The message also illustrates a key pattern in AI-assisted engineering work: the back-and-forth between measurement and specification. The assistant had empirical data (micro-benchmark results, power draw measurements, tile configuration analysis) but lacked the official specification. The user provided a spec number. The assistant then triangulated between the spec, the empirical data, and knowledge of NVIDIA's conventions to produce a coherent picture. This triangulation is exactly what a skilled human engineer would do.

Conclusion

Message 887 is a small but pivotal moment in a larger optimization narrative. In just a few lines, the assistant corrects a performance assumption, interprets a vendor specification through the lens of industry knowledge, and sets up a verification step. The result is a more accurate understanding of the hardware's capabilities: ~1,850 TFLOPS dense FP4 performance, against which the CUTLASS kernels achieve ~70% efficiency at large matrix sizes. This reframes the optimization challenge from "fix the terrible kernels" to "find ways to increase arithmetic intensity at small batch sizes"—a fundamentally different problem with different solution strategies.

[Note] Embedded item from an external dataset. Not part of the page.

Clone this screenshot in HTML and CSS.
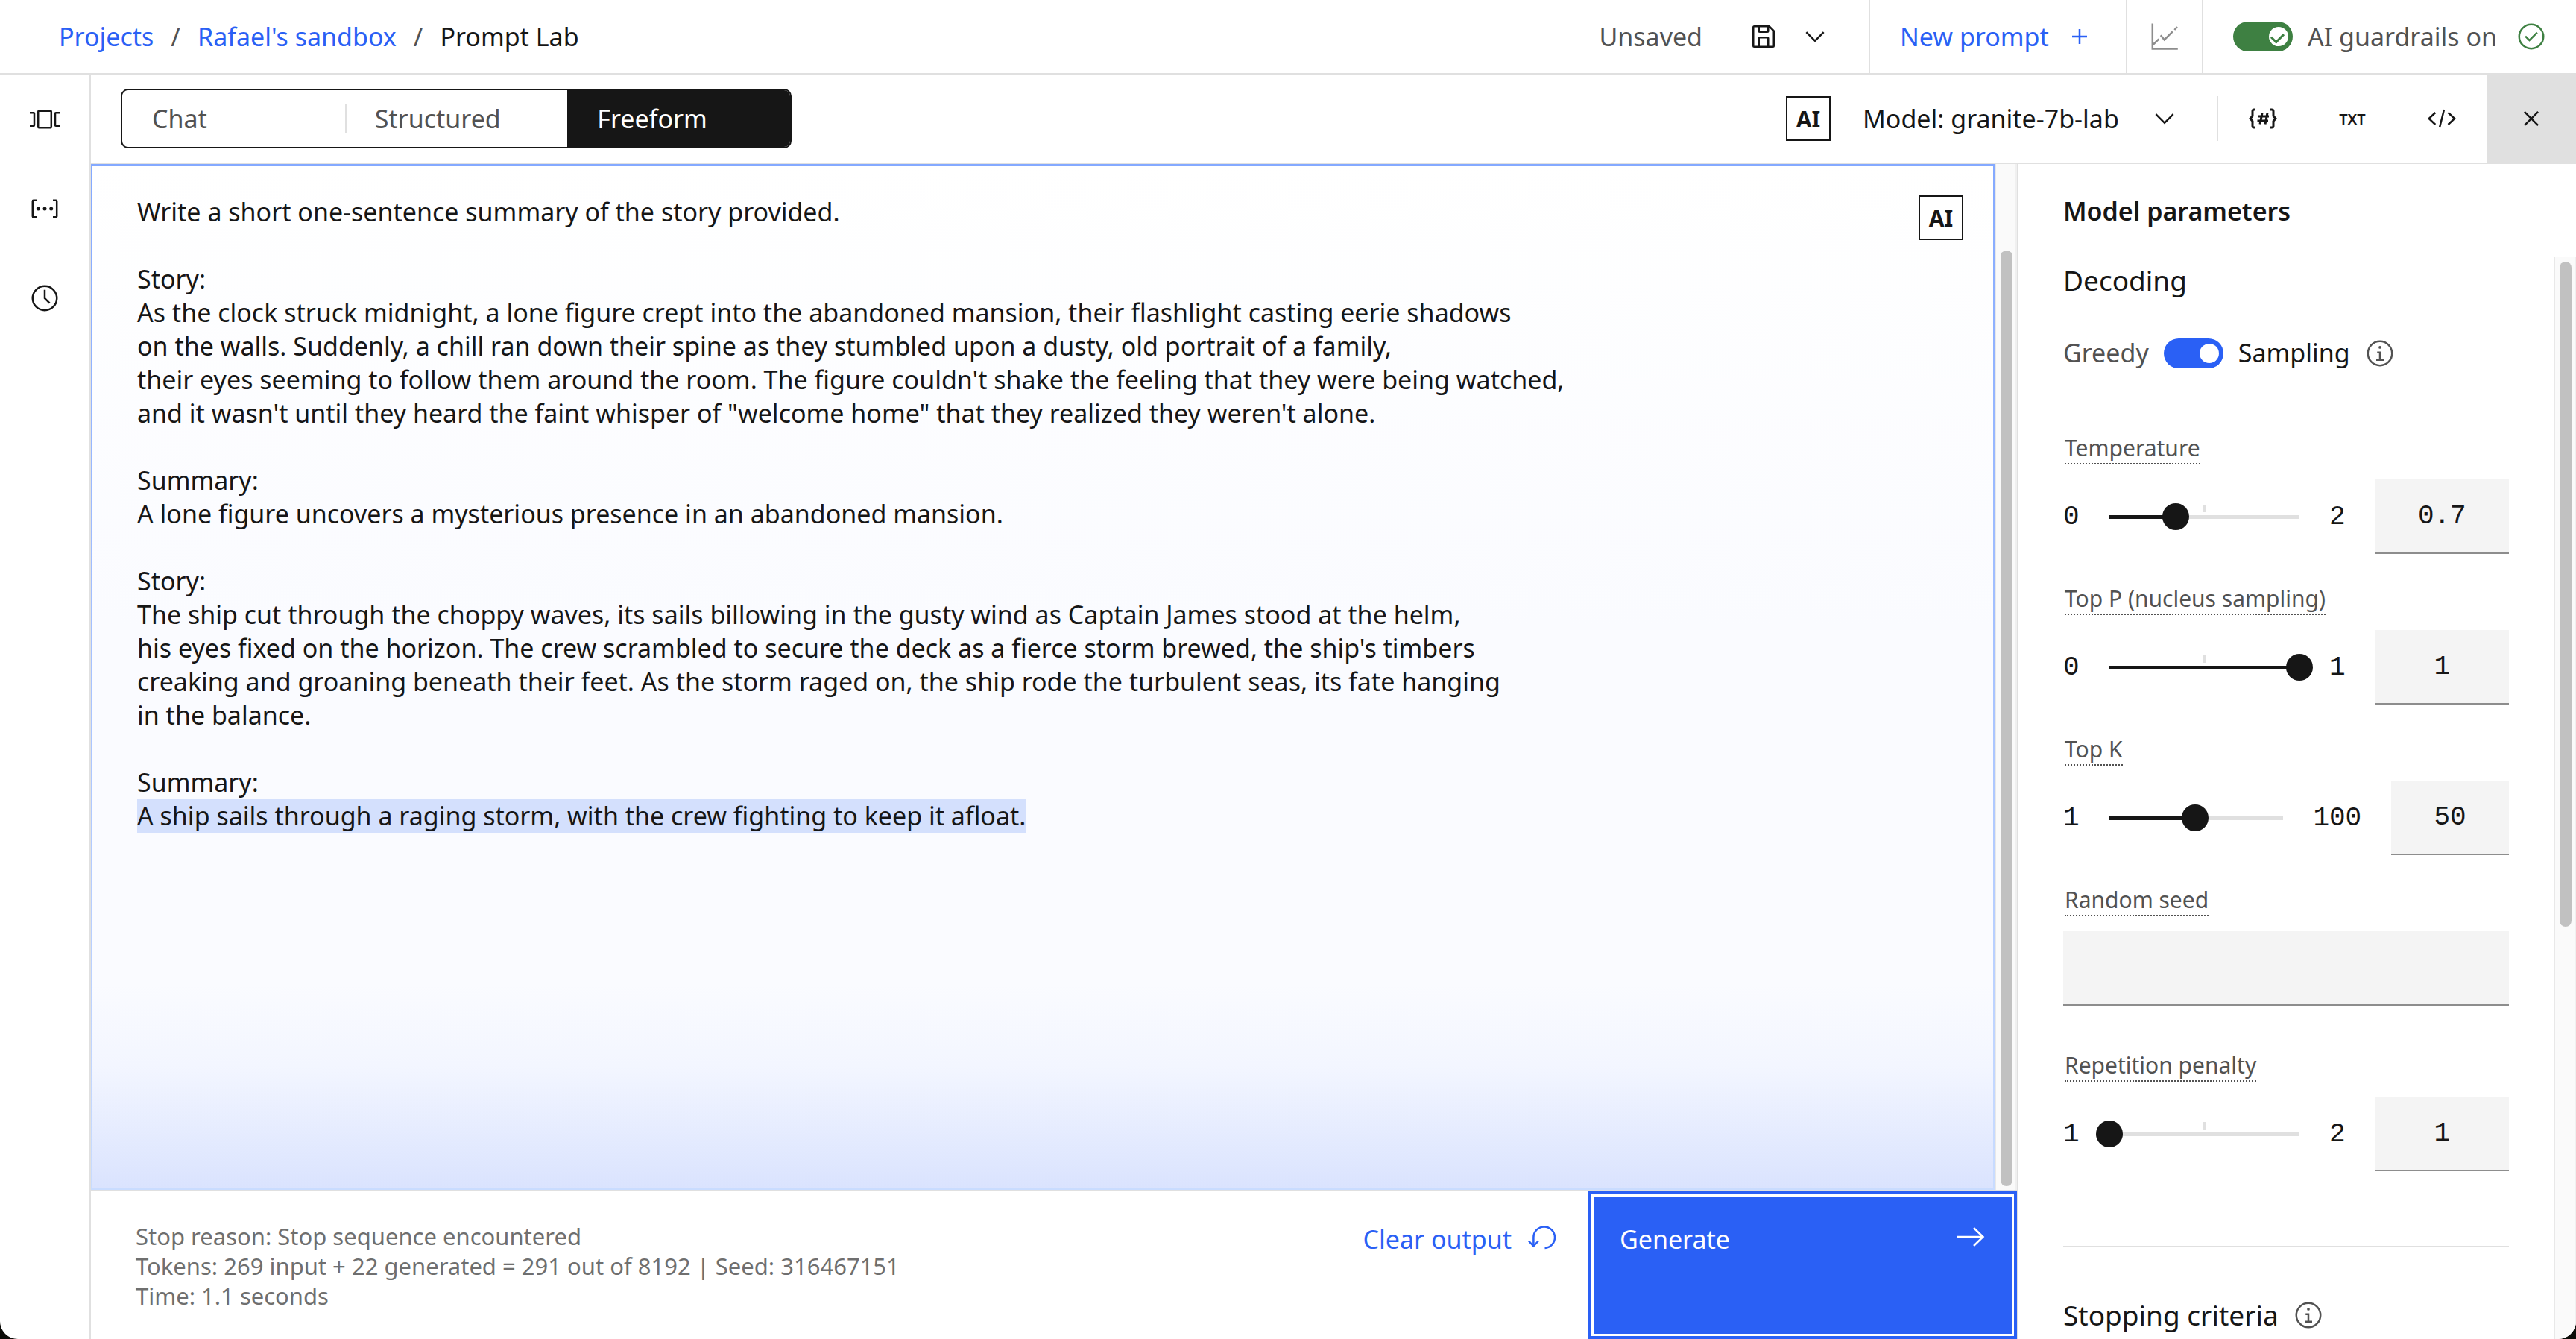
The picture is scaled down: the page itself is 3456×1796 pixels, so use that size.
FILE: index.html
```
<!DOCTYPE html>
<html lang="en">
<head>
<meta charset="utf-8">
<meta name="viewport" content="width=device-width, initial-scale=1">
<title>Prompt Lab</title>
<link rel="stylesheet" href="styles.css">
</head>
<body>
<div class="app">
  <header class="header">
    <nav class="breadcrumb" aria-label="Breadcrumb">
      <a class="link" href="#projects">Projects</a>
      <span class="slash">/</span>
      <a class="link" href="#sandbox">Rafael's sandbox</a>
      <span class="slash">/</span>
      <span>Prompt Lab</span>
    </nav>
    <div class="save-group">
      <span class="status">Unsaved</span>
      <button class="icon-button" type="button" aria-label="Save">
        <svg class="icon" viewBox="0 0 32 32"><path d="M27.71 9.29l-5-5A1 1 0 0 0 22 4H6a2 2 0 0 0-2 2v20a2 2 0 0 0 2 2h20a2 2 0 0 0 2-2V10a1 1 0 0 0-.29-.71ZM12 6h8v4h-8Zm8 20h-8v-8h8Zm2 0v-8a2 2 0 0 0-2-2h-8a2 2 0 0 0-2 2v8H6V6h4v4a2 2 0 0 0 2 2h8a2 2 0 0 0 2-2V6.410l4 4V26Z"/></svg>
      </button>
      <button class="icon-button" type="button" aria-label="Save options">
        <svg class="icon" viewBox="0 0 32 32"><path d="M16 22 6 12l1.400-1.400 8.600 8.600 8.600-8.600L26 12z"/></svg>
      </button>
    </div>
    <button class="new-prompt" type="button">New prompt
      <svg class="icon" viewBox="0 0 32 32"><path d="M17 15V8h-2v7H8v2h7v7h2v-7h7v-2z"/></svg>
    </button>
    <button class="evaluate" type="button" aria-label="Evaluate">
      <svg class="icon line" viewBox="0 0 40 40"><path d="M3.800 2.500V36.500H37.800M4.500 31l7.800-7.700M14.800 18.300l4.900 6 11.100-11M33.300 11l3.700-4"/></svg>
    </button>
    <div class="guardrails">
      <label class="guardrails-label"><input class="toggle toggle-green" type="checkbox" role="switch" checked>AI guardrails on</label>
      <svg class="icon icon-green" viewBox="0 0 32 32"><path d="M14 21.400 9 16.400 10.400 15l3.600 3.600L21.600 11l1.400 1.400z"/><circle class="ring" cx="16" cy="16" r="13"/></svg>
    </div>
  </header>

  <div class="body">
    <nav class="rail" aria-label="Prompt tools">
      <button class="rail-button" type="button" aria-label="Sample prompts">
        <svg class="icon line" viewBox="0 0 40 40"><rect x="11.200" y="8.800" width="17.600" height="22.400" rx="1"/><path d="M0 11.200h5a1 1 0 0 1 1 1v15.600a1 1 0 0 1-1 1H0M40 11.200h-5a1 1 0 0 0-1 1v15.600a1 1 0 0 0 1 1h5"/></svg>
      </button>
      <button class="rail-button" type="button" aria-label="Prompt variables">
        <svg class="icon line" viewBox="0 0 40 40"><path d="M9 8.800H4.800a1 1 0 0 0-1 1v20.400a1 1 0 0 0 1 1H9M31 8.800h4.200a1 1 0 0 1 1 1v20.400a1 1 0 0 1-1 1H31"/><g class="solid"><circle cx="11.300" cy="20" r="2.500"/><circle cx="20" cy="20" r="2.500"/><circle cx="28.700" cy="20" r="2.500"/></g></svg>
      </button>
      <button class="rail-button" type="button" aria-label="History">
        <svg class="icon" viewBox="0 0 32 32"><circle class="ring" cx="16" cy="16" r="13"/><path d="M20.600 22 15 16.400V7h2v8.600l5 5z"/></svg>
      </button>
    </nav>

    <div class="workspace">
      <div class="toolbar">
        <div class="switcher" role="tablist">
          <button class="switch" type="button" role="tab">Chat</button>
          <button class="switch switch-divided" type="button" role="tab">Structured</button>
          <button class="switch switch-on" type="button" role="tab" aria-selected="true">Freeform</button>
        </div>
        <div class="toolbar-actions">
          <button class="ai-label" type="button">AI</button>
          <button class="model" type="button">Model: granite-7b-lab
            <svg class="icon" viewBox="0 0 32 32"><path d="M16 22 6 12l1.400-1.400 8.600 8.600 8.600-8.600L26 12z"/></svg>
          </button>
          <span class="rule"></span>
          <button class="tool" type="button" aria-label="Prompt variables">
            <svg class="icon line bold" viewBox="0 0 40 40"><path d="M10 8H8a2 2 0 0 0-2 2v6.500L3 20l3 3.500V30a2 2 0 0 0 2 2h2M30 8h2a2 2 0 0 1 2 2v6.500l3 3.500-3 3.500V30a2 2 0 0 1-2 2h-2"/><path d="M19 12.500l-3 15M26 12.500l-3 15M13.500 17h14.500M12.500 23H27"/></svg>
          </button>
          <button class="tool tool-text" type="button">TXT</button>
          <button class="tool" type="button" aria-label="View code">
            <svg class="icon line" viewBox="0 0 40 40"><path d="M11.300 12l-8.600 8 8.600 8M28.500 12l8.600 8-8.600 8M23 8l-6 24"/></svg>
          </button>
          <button class="tool tool-close" type="button" aria-label="Close model parameters">
            <svg class="icon" viewBox="0 0 32 32"><path d="M24 9.400 22.600 8 16 14.600 9.400 8 8 9.400l6.600 6.600L8 22.600 9.400 24l6.600-6.600 6.600 6.600 1.400-1.400-6.600-6.600z"/></svg>
          </button>
        </div>
      </div>

      <div class="panes">
        <main class="prompt-pane">
          <div class="editor-wrap">
            <div class="editor">
              <div class="editor-text" contenteditable="true" role="textbox" aria-multiline="true" aria-label="Prompt" spellcheck="false">Write a short one-sentence summary of the story provided.

Story:
As the clock struck midnight, a lone figure crept into the abandoned mansion, their flashlight casting eerie shadows
on the walls. Suddenly, a chill ran down their spine as they stumbled upon a dusty, old portrait of a family,
their eyes seeming to follow them around the room. The figure couldn't shake the feeling that they were being watched,
and it wasn't until they heard the faint whisper of "welcome home" that they realized they weren't alone.

Summary:
A lone figure uncovers a mysterious presence in an abandoned mansion.

Story:
The ship cut through the choppy waves, its sails billowing in the gusty wind as Captain James stood at the helm,
his eyes fixed on the horizon. The crew scrambled to secure the deck as a fierce storm brewed, the ship's timbers
creaking and groaning beneath their feet. As the storm raged on, the ship rode the turbulent seas, its fate hanging
in the balance.

Summary:
<mark class="output">A ship sails through a raging storm, with the crew fighting to keep it afloat.</mark></div>
              <button class="ai-label" type="button">AI</button>
            </div>
            <div class="scrollbar"><div class="thumb thumb-editor"></div></div>
          </div>
          <footer class="footer">
            <p class="stats">Stop reason: Stop sequence encountered<br>Tokens: 269 input + 22 generated = 291 out of 8192 | Seed: 316467151<br>Time: 1.1 seconds</p>
            <button class="clear" type="button">Clear output
              <svg class="icon line" viewBox="0 0 40 40"><path d="M24.500 34A14.300 14.300 0 1 0 9.400 19.700V31.500M3 24.500l6.400 7 6.400-7"/></svg>
            </button>
            <button class="generate" type="button">Generate
              <svg class="icon line" viewBox="0 0 40 40"><path d="M2 19h34.500M24 7l12.500 12L24 31"/></svg>
            </button>
          </footer>
        </main>

        <aside class="params">
          <h2 class="params-title">Model parameters</h2>
          <div class="params-scroll">
            <div class="params-content">
              <h3 class="section-title">Decoding</h3>
              <label class="decoding">
                <span class="muted">Greedy</span>
                <input class="toggle" type="checkbox" role="switch" checked>
                <span>Sampling</span>
                <svg class="icon icon-info" viewBox="0 0 32 32"><path d="M17 22v-8h-4v2h2v6h-3v2h8v-2z"/><circle cx="16" cy="9.500" r="1.500"/><circle class="ring" cx="16" cy="16" r="13"/></svg>
              </label>

              <div class="field">
                <label class="label" for="temperature">Temperature</label>
                <div class="slider-row">
                  <span>0</span>
                  <div class="slider slider-tick"><input class="range" type="range" min="0" max="2" step="0.1" value="0.7" aria-label="Temperature" style="--fill: 35%"></div>
                  <span>2</span>
                  <input class="number" id="temperature" type="text" value="0.7">
                </div>
              </div>
              <div class="field">
                <label class="label" for="top-p">Top P (nucleus sampling)</label>
                <div class="slider-row">
                  <span>0</span>
                  <div class="slider slider-tick"><input class="range" type="range" min="0" max="1" step="0.1" value="1" aria-label="Top P" style="--fill: 100%"></div>
                  <span>1</span>
                  <input class="number" id="top-p" type="text" value="1">
                </div>
              </div>
              <div class="field">
                <label class="label" for="top-k">Top K</label>
                <div class="slider-row">
                  <span>1</span>
                  <div class="slider"><input class="range" type="range" min="1" max="100" value="50" aria-label="Top K" style="--fill: 49%"></div>
                  <span>100</span>
                  <input class="number" id="top-k" type="text" value="50">
                </div>
              </div>
              <div class="field field-seed">
                <label class="label" for="seed">Random seed</label>
                <input class="number number-wide" id="seed" type="text">
              </div>
              <div class="field">
                <label class="label" for="penalty">Repetition penalty</label>
                <div class="slider-row">
                  <span>1</span>
                  <div class="slider slider-tick"><input class="range" type="range" min="1" max="2" step="0.1" value="1" aria-label="Repetition penalty" style="--fill: 0%"></div>
                  <span>2</span>
                  <input class="number" id="penalty" type="text" value="1">
                </div>
              </div>
              <h3 class="section-title stopping">Stopping criteria
                <svg class="icon icon-info" viewBox="0 0 32 32"><path d="M17 22v-8h-4v2h2v6h-3v2h8v-2z"/><circle cx="16" cy="9.500" r="1.500"/><circle class="ring" cx="16" cy="16" r="13"/></svg>
              </h3>
            </div>
            <div class="scrollbar"><div class="thumb thumb-params"></div></div>
          </div>
        </aside>
      </div>
    </div>
  </div>
</div>
</body>
</html>
```
FILE: styles.css
```
:root {
  --text: #161616;
  --muted: #525252;
  --helper: #6f6f6f;
  --border: #e0e0e0;
  --field: #f4f4f4;
  --blue: #2a60f5;
  --green: #3e8042;
}

* {
  box-sizing: border-box;
}

body {
  margin: 0;
  background: #0c0c08;
  color: var(--text);
  font: 34px/45px "Noto Sans", "Open Sans", sans-serif;
}

button {
  display: flex;
  align-items: center;
  margin: 0;
  padding: 0;
  border: 0;
  background: none;
  color: inherit;
  font: inherit;
  text-align: left;
}

.app {
  display: flex;
  flex-direction: column;
  height: 100vh;
  overflow: hidden;
  border-radius: 0 0 24px 24px;
  background: #fff;
}

/* Icons */
.icon {
  flex: none;
  display: block;
  width: 40px;
  height: 40px;
  fill: currentColor;
}

.line {
  fill: none;
  stroke: currentColor;
  stroke-width: 2.5;
}

.bold {
  stroke-width: 3;
}

.solid {
  fill: currentColor;
  stroke: none;
}

.ring {
  fill: none;
  stroke: currentColor;
  stroke-width: 2;
}

.icon-green {
  color: var(--green);
}

.icon-info {
  color: var(--muted);
}

/* Header */
.header {
  flex: none;
  display: flex;
  height: 100px;
  border-bottom: 2px solid var(--border);
}

.breadcrumb {
  flex: 1;
  display: flex;
  align-items: center;
  gap: 23px;
  padding-left: 79px;
}

.link {
  color: var(--blue);
  text-decoration: none;
}

.slash {
  color: var(--muted);
}

.save-group {
  display: flex;
  align-items: center;
  gap: 29px;
  padding-right: 52px;
}

.status {
  padding-right: 33px;
  color: var(--muted);
}

.new-prompt {
  justify-content: space-between;
  width: 345px;
  padding: 0 42px 0 40px;
  border-left: 2px solid var(--border);
  color: var(--blue);
}

.evaluate {
  padding: 0 30px;
  border-left: 2px solid var(--border);
  color: #8d8d8d;
}

.guardrails {
  display: flex;
  align-items: center;
  justify-content: space-between;
  width: 502px;
  padding: 0 40px;
  border-left: 2px solid var(--border);
}

.guardrails-label {
  display: flex;
  align-items: center;
  gap: 20px;
  color: var(--muted);
}

.toggle {
  appearance: none;
  position: relative;
  width: 80px;
  height: 40px;
  margin: 0;
  border-radius: 20px;
  background: var(--blue);
}

.toggle::before {
  content: "";
  position: absolute;
  top: 7px;
  right: 6px;
  width: 26px;
  height: 26px;
  border-radius: 50%;
  background: #fff;
}

.toggle-green {
  background: var(--green);
}

.toggle-green::after {
  content: "";
  position: absolute;
  top: 12px;
  right: 15px;
  width: 8px;
  height: 13px;
  border: solid var(--green);
  border-width: 0 3px 3px 0;
  transform: rotate(45deg);
}

/* Left rail */
.body {
  flex: 1;
  display: flex;
  min-height: 0;
}

.rail {
  flex: none;
  width: 122px;
  border-right: 2px solid var(--border);
}

.rail-button {
  justify-content: center;
  width: 100%;
  height: 120px;
}

/* Toolbar */
.workspace {
  flex: 1;
  display: flex;
  flex-direction: column;
  min-width: 0;
}

.toolbar {
  flex: none;
  display: flex;
  align-items: center;
  justify-content: space-between;
  height: 120px;
  padding-left: 40px;
  border-bottom: 2px solid var(--border);
}

.switcher {
  display: flex;
  width: 900px;
  height: 80px;
  overflow: hidden;
  border: 2px solid var(--text);
  border-radius: 10px;
}

.switch {
  flex: 1;
  padding-left: 40px;
  color: var(--muted);
}

.switch-divided {
  background: linear-gradient(var(--border), var(--border)) left / 2px 40px no-repeat;
}

.switch-on {
  background: var(--text);
  color: #fff;
}

.toolbar-actions {
  align-self: stretch;
  display: flex;
  align-items: center;
}

.ai-label {
  flex: none;
  justify-content: center;
  width: 60px;
  height: 60px;
  border: 2px solid var(--text);
  background: #fff;
  font-size: 30px;
  font-weight: 700;
}

.model {
  justify-content: space-between;
  width: 518px;
  padding: 0 50px 0 43px;
}

.rule {
  width: 2px;
  height: 60px;
  background: var(--border);
}

.tool {
  align-self: stretch;
  justify-content: center;
  width: 120px;
}

.tool-text {
  font-size: 20px;
  font-weight: 600;
}

.tool-close {
  background: var(--border);
}

/* Prompt pane */
.panes {
  flex: 1;
  display: flex;
  min-height: 0;
}

.prompt-pane {
  flex: 1;
  display: flex;
  flex-direction: column;
  min-width: 0;
}

.editor-wrap {
  flex: 1;
  display: flex;
  min-height: 0;
  border-bottom: 2px solid var(--border);
}

.editor {
  flex: 1;
  display: flex;
  align-items: flex-start;
  gap: 40px;
  min-width: 0;
  padding: 40px 40px 40px 60px;
  border: 2px solid transparent;
  background:
    linear-gradient(#fff 0%, #fafbff 45%, #fafbff 80%, #f3f6ff 88%, #dae3fe 100%) padding-box,
    linear-gradient(#84a9ff, #c9dcff) border-box;
}

.editor-text {
  flex: 1;
  white-space: pre-wrap;
  outline: none;
}

.output {
  display: inline-block;
  background: #d4e0fd;
  color: inherit;
}

.scrollbar {
  flex: none;
  width: 30px;
  padding: 6px 4px 6px 6px;
  border-left: 2px solid #e8e8e8;
  border-right: 2px solid #f0f0f0;
  background: #fafafa;
}

.thumb {
  width: 16px;
  border-radius: 8px;
  background: #c1c1c1;
}

.thumb-editor {
  height: 92%;
  margin-top: 110px;
}

.thumb-params {
  height: 62%;
}

.footer {
  flex: none;
  display: flex;
  height: 198px;
}

.stats {
  flex: 1;
  margin: 0;
  padding: 40px 0 0 60px;
  color: var(--helper);
  font-size: 31px;
  line-height: 40px;
}

.clear {
  align-items: flex-start;
  gap: 20px;
  padding: 42px 43px 0 0;
  color: var(--blue);
}

.generate {
  align-items: flex-start;
  justify-content: space-between;
  width: 575px;
  padding: 42px 42px 0 42px;
  background: var(--blue);
  color: #fff;
  box-shadow: inset 0 0 0 4px var(--blue), inset 0 0 0 7px #fff;
}

/* Model parameters */
.params {
  flex: none;
  display: flex;
  flex-direction: column;
  width: 750px;
  border-left: 2px solid var(--border);
}

.params-title {
  flex: none;
  margin: 0;
  padding: 41px 60px 39px;
  font-size: 34px;
  font-weight: 600;
}

.params-scroll {
  flex: 1;
  display: flex;
  min-height: 0;
}

.params-content {
  flex: 1;
  min-width: 0;
  padding: 6px 60px 0;
  overflow: hidden;
}

.section-title {
  display: flex;
  align-items: center;
  gap: 20px;
  margin: 0;
  font-size: 37px;
  font-weight: 400;
  line-height: 50px;
}

.decoding {
  display: flex;
  align-items: center;
  gap: 20px;
  margin: 50px 0 85px;
}

.muted {
  color: var(--muted);
}

.field {
  display: flex;
  flex-direction: column;
  align-items: flex-start;
  gap: 20px;
  margin-bottom: 40px;
}

.field-seed {
  margin-bottom: 60px;
}

.label {
  margin-left: 2px;
  border-bottom: 2px dotted var(--muted);
  color: var(--muted);
  font-size: 30px;
  line-height: 40px;
}

.slider-row {
  display: flex;
  align-items: center;
  gap: 40px;
  width: 100%;
  font-family: "Liberation Mono", monospace;
  font-size: 36px;
}

.slider {
  flex: 1 1 200px;
  min-width: 0;
}

.slider-tick {
  background: linear-gradient(var(--border), var(--border)) 50% 2px / 4px 10px no-repeat;
}

/* The input overhangs its track by half a thumb on each side. */
.range {
  appearance: none;
  display: block;
  width: calc(100% + 36px);
  height: 36px;
  margin: 0 -18px;
  background: none;
}

.range::-webkit-slider-runnable-track {
  height: 36px;
  padding: 0;
  background:
    linear-gradient(90deg, var(--text) var(--fill), var(--border) var(--fill)) center / calc(100% - 36px) 5px no-repeat;
}

.range::-webkit-slider-thumb {
  appearance: none;
  width: 36px;
  height: 36px;
  border-radius: 50%;
  background: var(--text);
}

.number {
  flex: 1 1 124px;
  min-width: 0;
  height: 100px;
  padding: 0;
  border: 0;
  border-bottom: 2px solid #8d8d8d;
  border-radius: 0;
  background: var(--field);
  color: var(--text);
  font: 36px "Liberation Mono", monospace;
  text-align: center;
}

.number-wide {
  flex: none;
  width: 100%;
}

.stopping {
  margin-top: 100px;
  padding-top: 66px;
  border-top: 2px solid var(--border);
}
```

The message also demonstrates the value of independent verification and domain knowledge in AI-assisted engineering. The assistant didn't just accept a number; it chased down the source, applied reasoning about NVIDIA's conventions, and produced a nuanced interpretation. This is the kind of critical thinking that separates superficial assistance from genuine engineering partnership.